Tout système de santé comprenant des assureurs privés dans son financement doit comprendre trois piliers : la régulation des assureurs (pour éviter la sélection du risque), l’obligation individuelle de souscrire à un contrat (effet mutualisation) et le subventionnement à l’acquisition d’un contrat pour les plus modestes. L’Obamacare a eu le mérite de mettre en place ces trois piliers.

L’une des faiblesses d’Obamacare est la pénalité financière trop faible liée aux « individual mandate », qui fait que 13% de la population n’a pas jugé utile de souscrire à un contrat. Lorsque vous êtes jeunes, avec un revenu modeste et en bonne santé, l’assurance santé n’est pas votre priorité. Parmi les 50 millions d’Américains qui n’avaient pas de couverture santé en 2010, ce sont ceux qui étaient le plus à risque qui ont souscrit les contrats sur la bourse d’échange et pas ceux à faible risque, ce qui à conduit la deuxième année à un renchérissement des primes des contrats déjà souscrits.  Trump a joué sur cette situation pour démolir Obamacare qui était pourtant bien un progrès significatif.

Trumpcare : chronique d’un échec annoncé

Trump n’a pas osé faire ce qu’il souhaitait faire, revenir à la situation d’avant Obamacare, sans obligation individuelle de souscription, une forme d’America first, dans l’esprit far west.

Au lieu de cela, Il a recherché à envoyer un signal fort à la base conservatrice sans vraiment remettre en cause les fondements d’Obamacare. Il  a gardé les trois piliers évoqués supra mais les a affaibli, faisant croire qu’il respectait ses engagements de réforme (le « repeal »).

Trumpcare est en réalité un petit Obamacare.  Le seul problème c’est qu’en affaiblissant les 3 piliers, il risque de mettre en pièce tout le système de santé, d’où l’hésitation des Républicains à approuver Trumpcare. Le report du vote de la loi prévu le 23 mars au lendemain faute d’accord entre les Représentants conservateurs est révélateur de cette situation de malaise dans le camp de Trump.
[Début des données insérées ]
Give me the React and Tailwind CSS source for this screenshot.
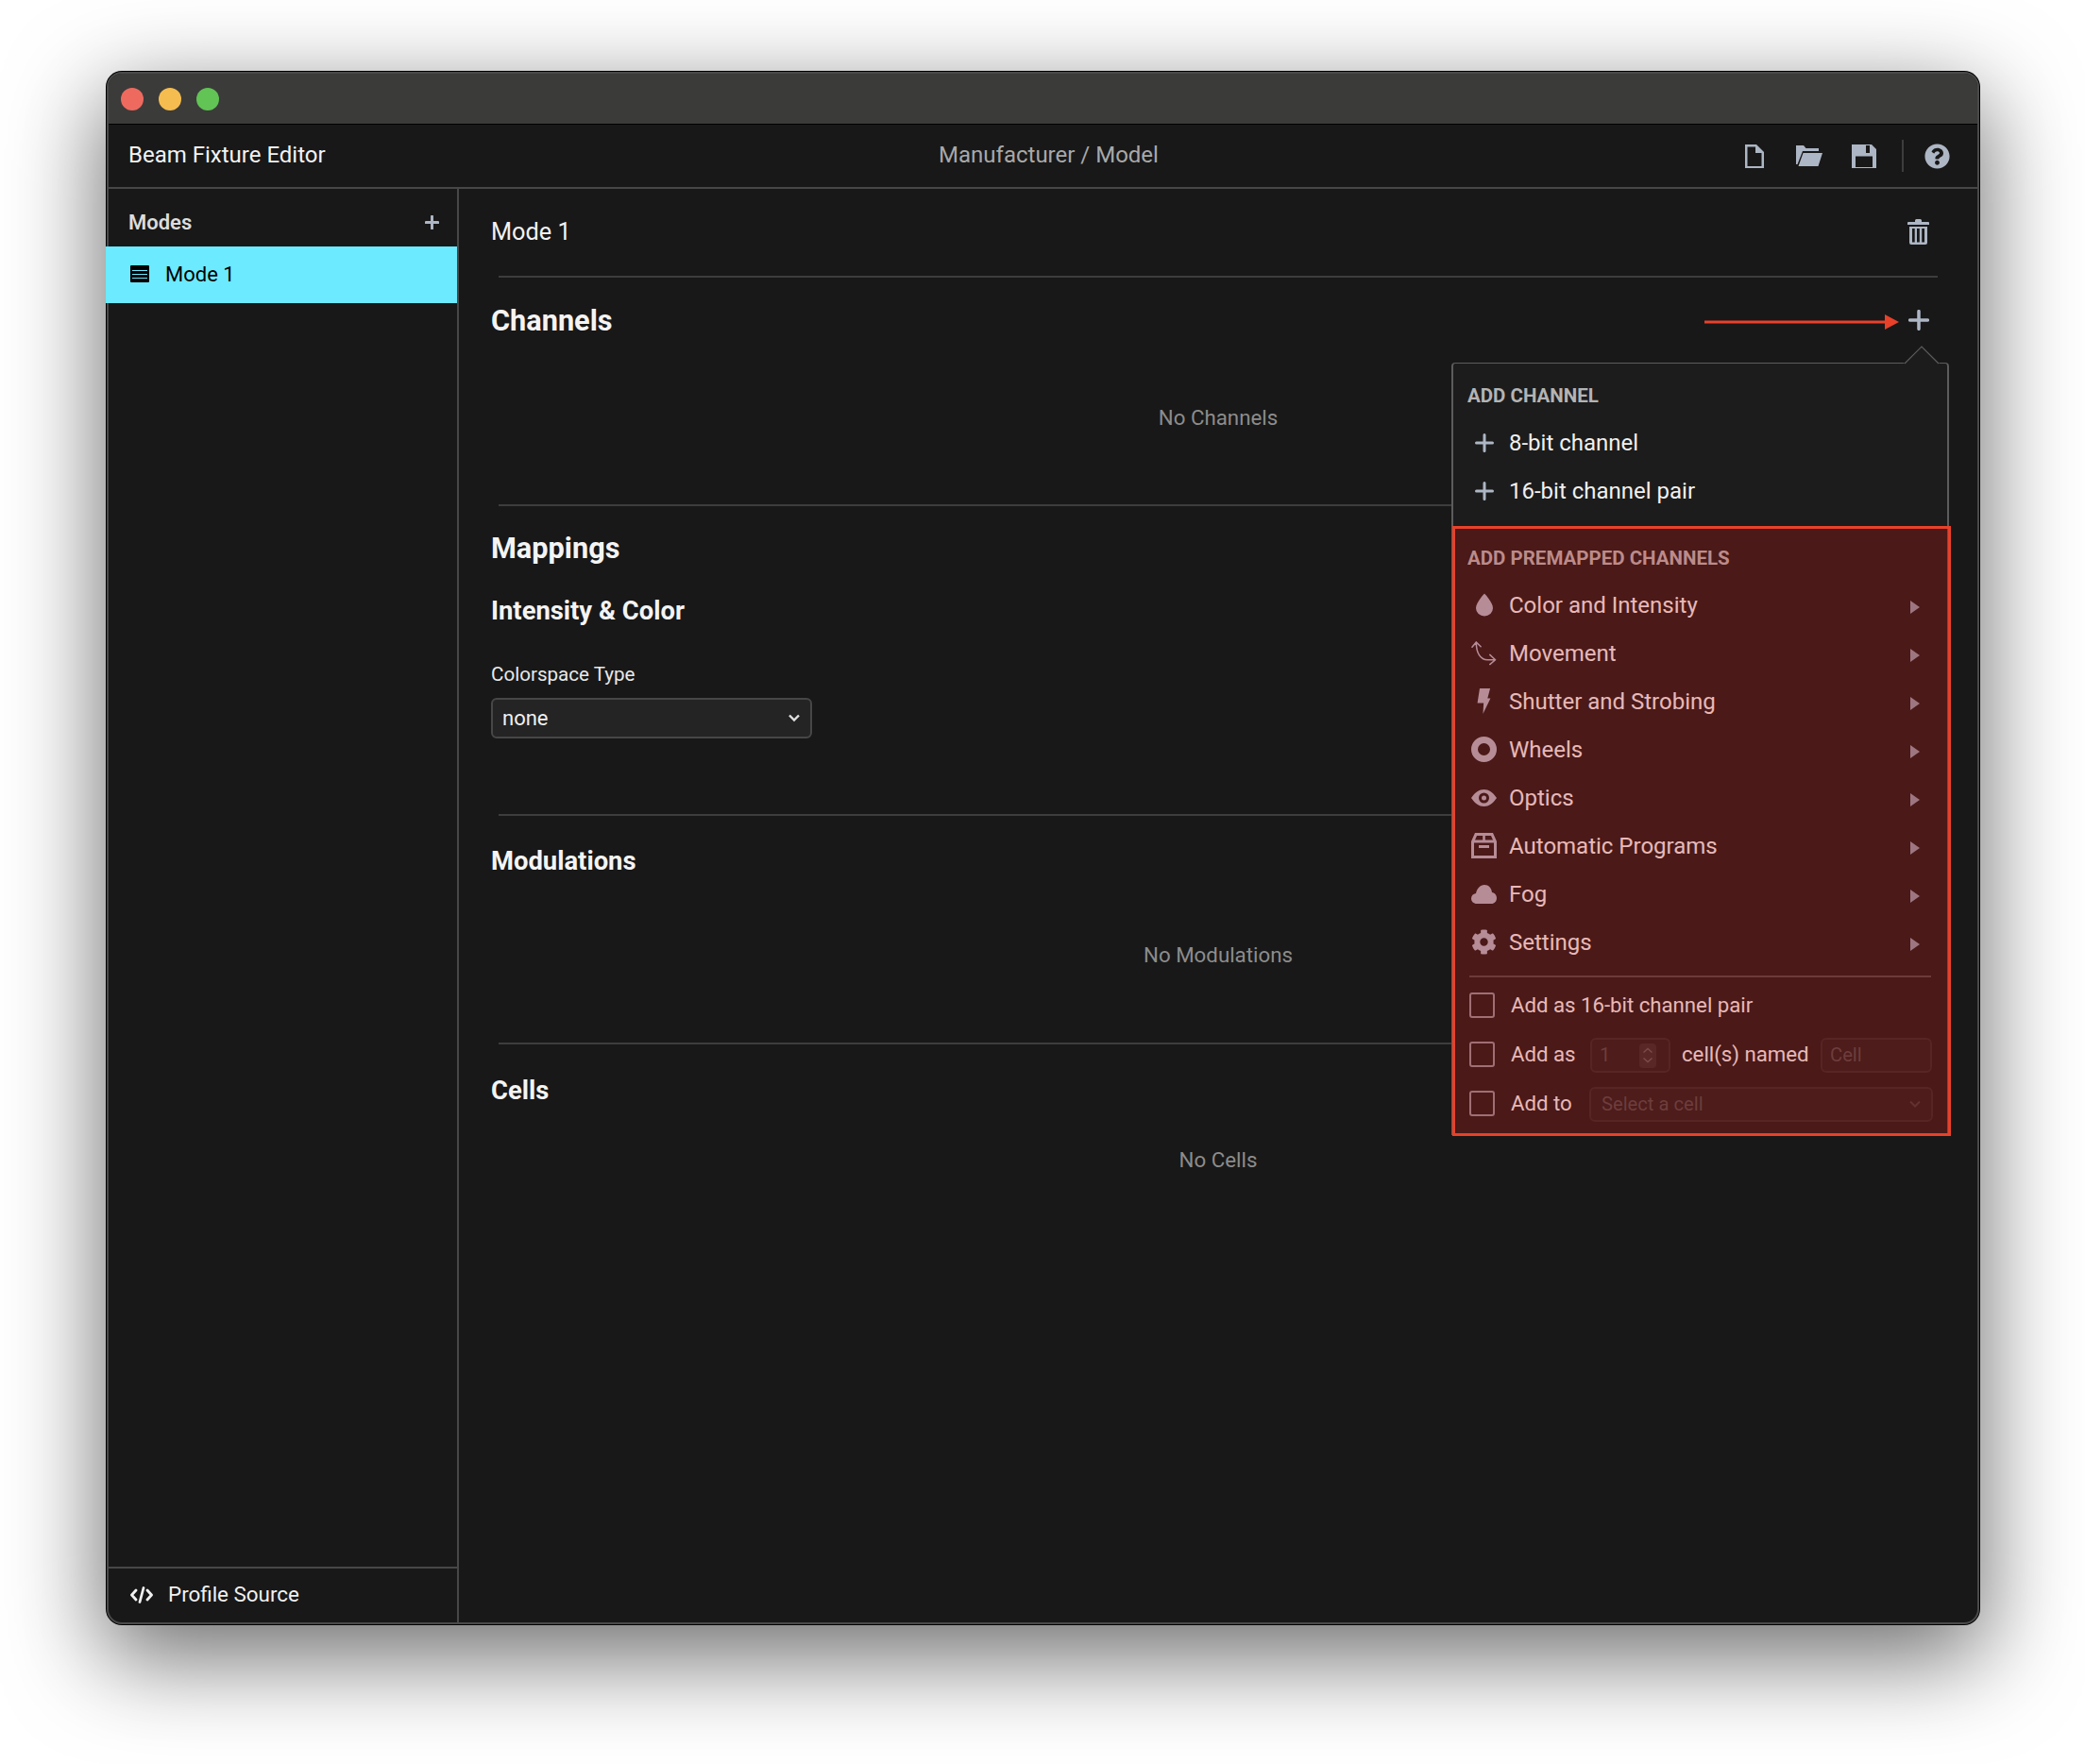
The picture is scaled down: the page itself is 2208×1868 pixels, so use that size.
import React from "react";
import { FaCog, FaQuestionCircle } from "react-icons/fa";

const Plus = ({ size = 20, w = 3 }) => (
  <svg width={size} height={size} viewBox="0 0 20 20" fill="none" stroke="currentColor" strokeWidth={w} strokeLinecap="round">
    <path d="M10 1.5V18.5M1.5 10H18.5" />
  </svg>
);

const Drop = () => (
  <svg width="18" height="25" viewBox="0 0 18 24" fill="currentColor">
    <path d="M9 0C9 0 0 9.5 0 15.5A9 8.5 0 0 0 18 15.5C18 9.5 9 0 9 0Z" />
  </svg>
);

const Move = () => (
  <svg width="28" height="27" viewBox="0 0 28 27" fill="none" stroke="currentColor" strokeWidth="1.6" strokeLinecap="round" strokeLinejoin="round">
    <path d="M1 7L5.5 1.5L10.5 6.5M5.5 2C5.5 13 10 21 18 21H26.5M20.5 15.5L26.5 21L20.5 26" />
  </svg>
);

const Bolt = () => (
  <svg width="15" height="27" viewBox="0 0 40 78" fill="currentColor">
    <path d="M7 0H39L31 30H40L17 78L19 45H0Z" />
  </svg>
);

const Ring = () => (
  <svg width="27" height="27" viewBox="0 0 27 27" fill="none" stroke="currentColor" strokeWidth="7">
    <circle cx="13.5" cy="13.5" r="10" />
  </svg>
);

const Eye = () => (
  <svg width="27" height="18" viewBox="0 0 27 18" fill="currentColor" fillRule="evenodd">
    <path d="M0 9C4 3 8.5 0 13.5 0C18.5 0 23 3 27 9C23 15 18.5 18 13.5 18C8.5 18 4 15 0 9ZM8 9A5.5 5.5 0 1 0 19 9A5.5 5.5 0 1 0 8 9ZM11 9A2.5 2.5 0 1 0 16 9A2.5 2.5 0 1 0 11 9Z" />
  </svg>
);

const Box = () => (
  <svg width="27" height="27" viewBox="0 0 27 27" fill="currentColor" fillRule="evenodd">
    <path d="M4 0H23L27 9V27H0V9ZM6 3H12.2V7.5H4ZM14.8 3H21L23 7.5H14.8ZM3 10.5H24V24H3ZM8 13H19V16H8Z" />
  </svg>
);

const Cloud = () => (
  <svg width="27" height="20" viewBox="0 0 27 20" fill="currentColor">
    <path d="M6 20C2.5 20 0 17.5 0 14.5C0 11.5 2 9.5 5 9C6 4 9.5 0 14 0C18.5 0 21.5 3.5 22 8C25 8.5 27 11 27 14C27 17.5 24.5 20 21.5 20Z" />
  </svg>
);

const FileIcon = () => (
  <svg width="20" height="25" viewBox="0 0 20 25" fill="currentColor" fillRule="evenodd">
    <path d="M0 0H12L20 8V25H0ZM2.5 2.5H11V9H17.5V23H2.5Z" />
  </svg>
);

const FolderIcon = () => (
  <svg width="28" height="22" viewBox="0 0 28 22" fill="currentColor">
    <path d="M0 0H8L10.5 3H24V6H7L1.5 20H0ZM7.5 8H28L23.5 22H2.5Z" />
  </svg>
);

const SaveIcon = () => (
  <svg width="26" height="25" viewBox="0 0 26 25" fill="currentColor" fillRule="evenodd">
    <path d="M0 0H21L26 5V25H0ZM4 12.5H22V24H4ZM15 1H19V9H15Z" />
  </svg>
);

const TrashIcon = () => (
  <svg width="23" height="27" viewBox="0 0 23 27" fill="currentColor" fillRule="evenodd">
    <path d="M8 1.5Q8 0 9.5 0H13.5Q15 0 15 1.5V3H22Q23 3 23 4V6H0V4Q0 3 1 3H8Z" />
    <path d="M2 8H21V25Q21 27 19 27H4Q2 27 2 25ZM5 10V24.5H7.7V10ZM10 10V24.5H12.8V10ZM15.2 10V24.5H18V10Z" />
  </svg>
);

const ListIcon = () => (
  <svg width="20" height="18" viewBox="0 0 20 18" fill="currentColor" fillRule="evenodd">
    <path d="M1 0H19Q20 0 20 1V17Q20 18 19 18H1Q0 18 0 17V1Q0 0 1 0ZM2 5V6H18V5ZM2 9V10H18V9ZM2 13V14H18V13Z" />
  </svg>
);

const CodeIcon = () => (
  <svg width="24" height="18" viewBox="0 0 24 18" fill="none" stroke="currentColor" strokeWidth="2.8" strokeLinecap="round" strokeLinejoin="round">
    <path d="M6 4L1.5 9L6 14M18 4L22.5 9L18 14M14 1.5L10 16.5" />
  </svg>
);

const Chevron = ({ className, w = 2 }) => (
  <svg width="14" height="9" viewBox="0 0 14 9" fill="none" stroke="currentColor" strokeWidth={w} className={className}>
    <path d="M2 1.5L7 6.5L12 1.5" />
  </svg>
);

const premapped = [
  { label: "Color and Intensity", icon: <Drop /> },
  { label: "Movement", icon: <Move /> },
  { label: "Shutter and Strobing", icon: <Bolt /> },
  { label: "Wheels", icon: <Ring /> },
  { label: "Optics", icon: <Eye /> },
  { label: "Automatic Programs", icon: <Box /> },
  { label: "Fog", icon: <Cloud /> },
  { label: "Settings", icon: <FaCog size={27} /> },
];

const Divider = () => <div className="h-[2px] mx-[42px] bg-[#3d3d3d]" />;

const EmptyText = ({ children, className }) => (
  <div className={`flex items-center justify-center text-[22.3px] text-[#8c8c8c] ${className}`}>{children}</div>
);

const MenuRow = ({ icon, label, submenu }) => (
  <div className="flex items-center h-[51px] pl-[19px] pr-[29px] text-[24px] text-[#f0f0f0]">
    <span className="w-[27px] flex justify-center text-[#adb6c4]">{icon}</span>
    <span className="ml-[13px] flex-1">{label}</span>
    {submenu && (
      <svg width="10" height="14" viewBox="0 0 10 14" className="mt-[5px] text-[#8c99a8]" fill="currentColor">
        <path d="M0 0L10 7L0 14Z" />
      </svg>
    )}
  </div>
);

const CheckRow = ({ children }) => (
  <div className="flex items-center h-[52px] pl-[17px] text-[22.2px] text-[#f0f0f0]">
    <span className="w-[27px] h-[27px] mb-[2px] rounded-[3px] border-2 border-[#8f8f98] mr-[17px] shrink-0" />
    {children}
  </div>
);

const Disabled = ({ className, children }) => (
  <div className={`h-[37px] mt-[1px] rounded-[6px] border-2 border-[#2c2c2c] bg-[#202020] flex items-center text-[20.2px] text-[#4c4c4c] ${className}`}>
    {children}
  </div>
);

export default function App() {
  return (
    <div className="w-full h-[1868px] bg-white pt-[76px] pl-[113px] [font-family:Roboto,sans-serif] overflow-hidden">
      <div className="relative w-[1983px] h-[1644px] flex flex-col rounded-[16px] border-2 border-[#4a4a4a] bg-[#181818] shadow-[0_0_0_1px_#000,0_31px_98px_6px_rgba(0,0,0,0.56)]">
        <div className="h-[54px] shrink-0 flex items-center gap-[16px] pl-[13px] rounded-t-[14px] bg-[#3b3b3a] border-b border-black">
          <span className="w-[24px] h-[24px] rounded-full bg-[#ee6a5f]" />
          <span className="w-[24px] h-[24px] rounded-full bg-[#f5bd4f]" />
          <span className="w-[24px] h-[24px] rounded-full bg-[#61c454]" />
        </div>

        <header className="h-[68px] shrink-0 flex items-center border-b-2 border-[#474747] pl-[21px] pr-[29px]">
          <div className="flex-1 pb-[2px] text-[24px] text-[#f2f2f2]">Beam Fixture Editor</div>
          <div className="ml-[20px] pb-[2px] text-[24px] text-[#a8a8a8]">Manufacturer / Model</div>
          <div className="flex-1 flex items-center justify-end text-[#adb6c4]">
            <FileIcon />
            <span className="ml-[34px]"><FolderIcon /></span>
            <span className="ml-[31px]"><SaveIcon /></span>
            <span className="ml-[27px] w-[2px] h-[34px] bg-[#3d3d3d]" />
            <span className="ml-[22px] flex"><FaQuestionCircle size={27} /></span>
          </div>
        </header>

        <div className="flex-1 flex min-h-0">
          <aside className="w-[371px] shrink-0 flex flex-col border-r-2 border-[#474747]">
            <div className="h-[61px] pt-[9px] flex items-center justify-between pl-[21px] pr-[19px]">
              <span className="text-[22px] font-semibold text-[#dcdcdc]">Modes</span>
              <span className="text-[#adb6c4]"><Plus size={15} w={4} /></span>
            </div>
            <div className="h-[60px] -ml-[3px] pb-[2px] flex items-center bg-[#6ceaff] pl-[26px] text-black text-[22px]">
              <ListIcon />
              <span className="ml-[17px]">Mode 1</span>
            </div>
            <div className="flex-1" />
            <div className="h-[59px] pb-[1px] flex items-center border-t-2 border-[#474747] pl-[23px] text-[22.4px] text-[#f0f0f0]">
              <CodeIcon />
              <span className="ml-[16px]">Profile Source</span>
            </div>
          </aside>

          <main className="relative flex-1 min-w-0">
            <div className="h-[92px] pb-[1px] pl-[34px] pr-[51px] flex items-center justify-between">
              <span className="text-[25.3px] text-[#f2f2f2]">Mode 1</span>
              <span className="text-[#adb6c4]"><TrashIcon /></span>
            </div>
            <Divider />

            <div className="h-[90px] pl-[34px] pr-[51px] flex items-center justify-between">
              <h2 className="pt-[2px] text-[30.7px] font-bold text-[#f4f4f4]">Channels</h2>
              <span className="text-[#adb6c4]"><Plus size={22} w={3.2} /></span>
            </div>
            <EmptyText className="h-[118px] mb-[32px]">No Channels</EmptyText>
            <Divider />

            <div className="h-[89px] pt-[2px] pl-[34px] flex items-center">
              <h2 className="text-[30.7px] font-bold text-[#f4f4f4]">Mappings</h2>
            </div>
            <div className="h-[45px] pl-[34px] flex items-center">
              <h3 className="text-[27.4px] font-bold text-[#f4f4f4]">Intensity &amp; Color</h3>
            </div>
            <div className="mt-[31px] h-[26px] pl-[34px] flex items-center text-[20.6px] text-[#e8e8e8]">Colorspace Type</div>
            <div className="mt-[12px] mb-[80px] ml-[34px] w-[340px] h-[43px] rounded-[6px] border-2 border-[#474747] bg-[#242424] flex items-center justify-between pl-[10px] pr-[10px] text-[22px] text-[#f0f0f0]">
              none
              <Chevron className="text-[#e0e0e0]" w={2.4} />
            </div>
            <Divider />

            <div className="h-[97px] pl-[34px] flex items-center">
              <h2 className="text-[27.4px] font-bold text-[#f4f4f4]">Modulations</h2>
            </div>
            <EmptyText className="h-[102px] mb-[41px]">No Modulations</EmptyText>
            <Divider />

            <div className="h-[100px] pl-[34px] flex items-center">
              <h2 className="text-[27.4px] font-bold text-[#f4f4f4]">Cells</h2>
            </div>
            <EmptyText className="h-[46px]">No Cells</EmptyText>

            <svg width="206" height="16" viewBox="0 0 206 16" className="absolute left-[1319px] top-[133px]">
              <path d="M0 8H193" stroke="#e8412a" strokeWidth="3" />
              <path d="M191 0L206 8L191 16Z" fill="#e8412a" />
            </svg>

            <div className="absolute left-[1051px] top-[184px] w-[527px] h-[818px] bg-[#1c1c1c] border-x-2 border-t border-[#5c5c5c] rounded-t-[4px]">
              <svg width="38" height="21" viewBox="0 0 38 21" className="absolute left-[477px] -top-[19px]">
                <path d="M0 19L19 1L38 19V21H0Z" fill="#1c1c1c" />
                <path d="M1 19L19 1L37 19" fill="none" stroke="#5c5c5c" strokeWidth="1.2" />
              </svg>

              <div className="h-[32px] mt-[18px] ml-[15px] flex items-center text-[20.5px] font-bold uppercase text-[#b4b4b4]">Add Channel</div>
              <div className="mt-[8px] pb-[13px]">
                <MenuRow icon={<Plus />} label="8-bit channel" />
                <MenuRow icon={<Plus />} label="16-bit channel pair" />
              </div>

              <div className="h-[32px] mt-[17px] ml-[15px] flex items-center text-[20.5px] font-bold uppercase text-[#b4b4b4]">Add Premapped Channels</div>
              <div className="mt-[8px]">
                {premapped.map((item) => (
                  <MenuRow key={item.label} icon={item.icon} label={item.label} submenu />
                ))}
              </div>
              <div className="h-[2px] mt-[10px] mb-[4px] mx-[17px] bg-[#4a4a4a]" />

              <CheckRow>Add as 16-bit channel pair</CheckRow>
              <CheckRow>
                <span className="w-[84px] shrink-0">Add as</span>
                <Disabled className="w-[85px] pl-[8px] justify-between pr-[13px]">
                  1
                  <span className="w-[18px] h-[26px] rounded-[4px] bg-[#2f2f2f] flex flex-col items-center justify-center gap-[3px] text-[#5e5e5e]">
                    <svg width="12" height="7" viewBox="0 0 12 7" fill="none" stroke="currentColor" strokeWidth="1.5">
                      <path d="M1.5 5.5L6 1.5L10.5 5.5" />
                    </svg>
                    <svg width="12" height="7" viewBox="0 0 12 7" fill="none" stroke="currentColor" strokeWidth="1.5">
                      <path d="M1.5 1.5L6 5.5L10.5 1.5" />
                    </svg>
                  </span>
                </Disabled>
                <span className="ml-[12px] w-[147px] shrink-0">cell(s) named</span>
                <Disabled className="w-[118px] pl-[8px]">Cell</Disabled>
              </CheckRow>
              <CheckRow>
                <span className="w-[83px] shrink-0">Add to</span>
                <Disabled className="w-[364px] pl-[11px] pr-[10px] justify-between">
                  Select a cell
                  <Chevron className="text-[#3c3c3c]" />
                </Disabled>
              </CheckRow>

              <div className="absolute -left-[1px] -right-[4px] top-[172px] -bottom-[1px] border-[3px] border-[#e8412a] bg-[rgba(212,16,12,0.25)] pointer-events-none" />
            </div>
          </main>
        </div>
      </div>
    </div>
  );
}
Le CBO (Congressional budget office), qui évalue les propositions de lois, a estimé que 24 millions d’Américains perdraient leur assurance avec Trumpcare. En effet, Donald Trump a affaibli l’obligation individuelle en réduisant les pénalités financières. Il aussi augmenté le multiple de la différence de primes autorisée entre les jeunes et les personnes âgées de 3 à 6, ce qui va permettre aux jeunes de payer moins cher mais aux plus âgés de payer beaucoup plus cher leur contrat. Alors que les jeunes ont davantage soutenu Clinton et les personnes âgées Trump, ce dernier agit dans l’intérêt des premiers et contre ceux des seconds. Il le paiera forcément politiquement à un moment de son mandat.

Donald Trump va diminuer les subventions pour les foyers modestes, en instituant un « flat tax credit » (un crédit forfaitaire quel que soit le revenu), alors que l’Obamacare liait les subventions au revenu. Les foyers gagnant moins de 50 000$ seront les perdants, surtout les plus modestes gagnant moins de 10 000$ (perte de 1420$ par an). Un couple de 60 ans gagnant 50 000$ consacre aujourd’hui 10 à 15% de son revenu à son assurance santé, ce sera nettement plus après la réforme de Trump (estimation à 65% pour les séniors vivant en Alaska).

Les personnes à faibles revenus et à faible risque vont sortir du système assurantiel, ce qui fera augmenter les primes pour les autres assurés, entrainant la sortie progressive des personnes à risques à faibles revenus. D’où un cercle vicieux qui mène à la destruction du marché assurantiel.

Les durs des conservateurs, tel Rand Paul, reprocheront toujours à Trump de ne pas aller assez loin et les plus modérés lui reprocheront dans quelque temps d’avoir dégradé l’accès aux soins du cœur de son électorat. La santé sera bien le premier pari politique perdu par Trump.

 

Frédéric Bizard

Frédéric Bizard

Frédéric Bizard, est un économiste spécialiste des questions de protection sociale et de santé. Il est professeur d'économie affilié à l'ESCP Europe et enseigne aussi à Paris Dauphine. Il est Président fondateur de l'Institut Santé.